▶ [Work to do]
Write out every line of the material as it stands, apart from the pictures.

▶ [Dataset excerpt]
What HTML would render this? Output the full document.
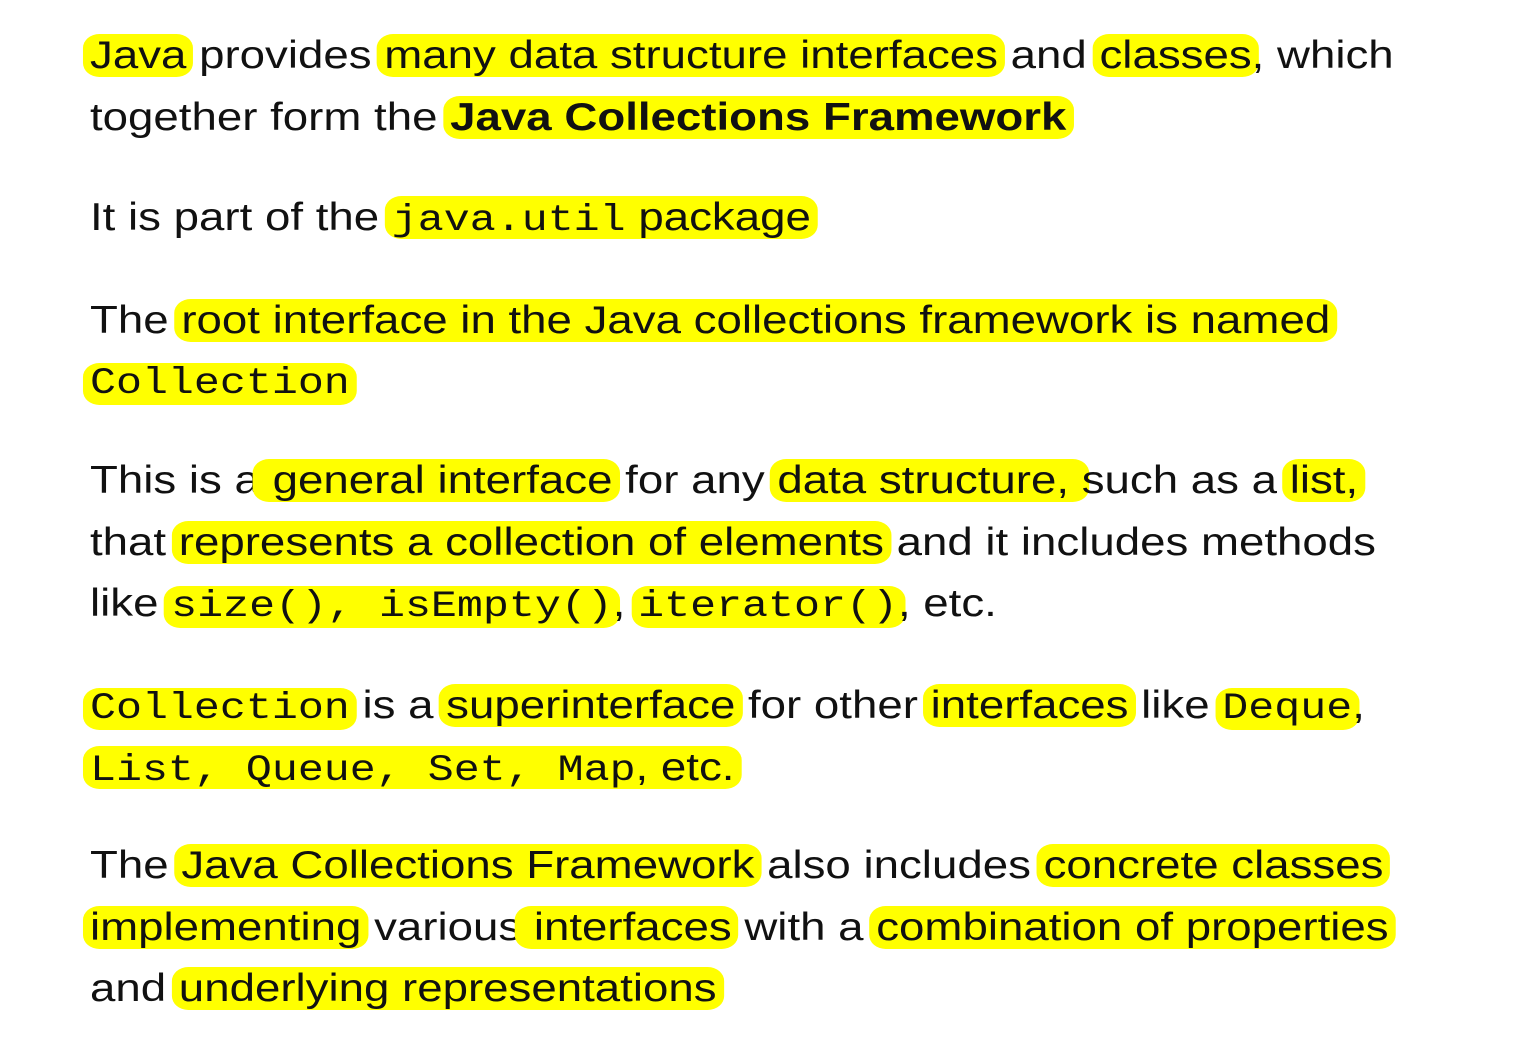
<!DOCTYPE html>
<html><head><meta charset="utf-8"><style>
html,body{margin:0;padding:0;background:#fff;}
body{width:1524px;height:1038px;position:relative;overflow:hidden;font-family:"Liberation Sans",sans-serif;font-size:39px;color:#111;}
.l{position:absolute;left:90px;white-space:nowrap;line-height:44px;height:44px;transform:scaleX(1.17);transform-origin:0 0;}
.h{background:#ffff00;border-radius:14px;padding:0 6px;margin:0 -6px;}
.m{font-family:"Liberation Mono",monospace;font-size:37px;}
b{font-weight:bold;}
</style></head><body>
<div class="l" style="top:34px"><span class="h">Java</span> provides <span class="h">many data structure interfaces</span> and <span class="h">classes</span>, which</div>
<div class="l" style="top:96px">together form the <span class="h"><b>Java Collections Framework</b></span></div>
<div class="l" style="top:196px">It is part of the <span class="h"><span class="m">java.util</span> package</span></div>
<div class="l" style="top:299px">The <span class="h">root interface in the Java collections framework is named</span></div>
<div class="l" style="top:359px"><span class="h m">Collection</span></div>
<div class="l" style="top:459px">This is a<span class="h"> general interface</span> for any <span class="h">data structure, </span>such as a <span class="h">list,</span></div>
<div class="l" style="top:521px">that <span class="h">represents a collection of elements</span> and it includes methods</div>
<div class="l" style="top:582px">like <span class="h m">size(), isEmpty()</span>, <span class="h m">iterator()</span>, etc.</div>
<div class="l" style="top:684px"><span class="h m">Collection</span> is a <span class="h">superinterface</span> for other <span class="h">interfaces</span> like <span class="h m">Deque</span>,</div>
<div class="l" style="top:746px"><span class="h"><span class="m">List, Queue, Set, Map</span>, etc.</span></div>
<div class="l" style="top:844px">The <span class="h">Java Collections Framework</span> also includes <span class="h">concrete classes</span></div>
<div class="l" style="top:906px"><span class="h">implementing</span> various<span class="h"> interfaces</span> with a <span class="h">combination of properties</span></div>
<div class="l" style="top:967px">and <span class="h">underlying representations</span></div>
</body></html>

▶ [Output below]
What HTML would render this? Output the full document.
<!DOCTYPE html>
<html><head><meta charset="utf-8"><style>
html,body{margin:0;padding:0;background:#fff;}
body{width:1524px;height:1038px;position:relative;overflow:hidden;font-family:"Liberation Sans",sans-serif;font-size:39px;color:#111;}
.l{position:absolute;left:90px;white-space:nowrap;line-height:44px;height:44px;transform:scaleX(1.17);transform-origin:0 0;}
.h{background:#ffff00;border-radius:14px;padding:0 6px;margin:0 -6px;}
.m{font-family:"Liberation Mono",monospace;font-size:37px;}
b{font-weight:bold;}
</style></head><body>
<div class="l" style="top:34px"><span class="h">Java</span> provides <span class="h">many data structure interfaces</span> and <span class="h">classes</span>, which</div>
<div class="l" style="top:96px">together form the <span class="h"><b>Java Collections Framework</b></span></div>
<div class="l" style="top:196px">It is part of the <span class="h"><span class="m">java.util</span> package</span></div>
<div class="l" style="top:299px">The <span class="h">root interface in the Java collections framework is named</span></div>
<div class="l" style="top:359px"><span class="h m">Collection</span></div>
<div class="l" style="top:459px">This is a<span class="h"> general interface</span> for any <span class="h">data structure, </span>such as a <span class="h">list,</span></div>
<div class="l" style="top:521px">that <span class="h">represents a collection of elements</span> and it includes methods</div>
<div class="l" style="top:582px">like <span class="h m">size(), isEmpty()</span>, <span class="h m">iterator()</span>, etc.</div>
<div class="l" style="top:684px"><span class="h m">Collection</span> is a <span class="h">superinterface</span> for other <span class="h">interfaces</span> like <span class="h m">Deque</span>,</div>
<div class="l" style="top:746px"><span class="h"><span class="m">List, Queue, Set, Map</span>, etc.</span></div>
<div class="l" style="top:844px">The <span class="h">Java Collections Framework</span> also includes <span class="h">concrete classes</span></div>
<div class="l" style="top:906px"><span class="h">implementing</span> various<span class="h"> interfaces</span> with a <span class="h">combination of properties</span></div>
<div class="l" style="top:967px">and <span class="h">underlying representations</span></div>
</body></html>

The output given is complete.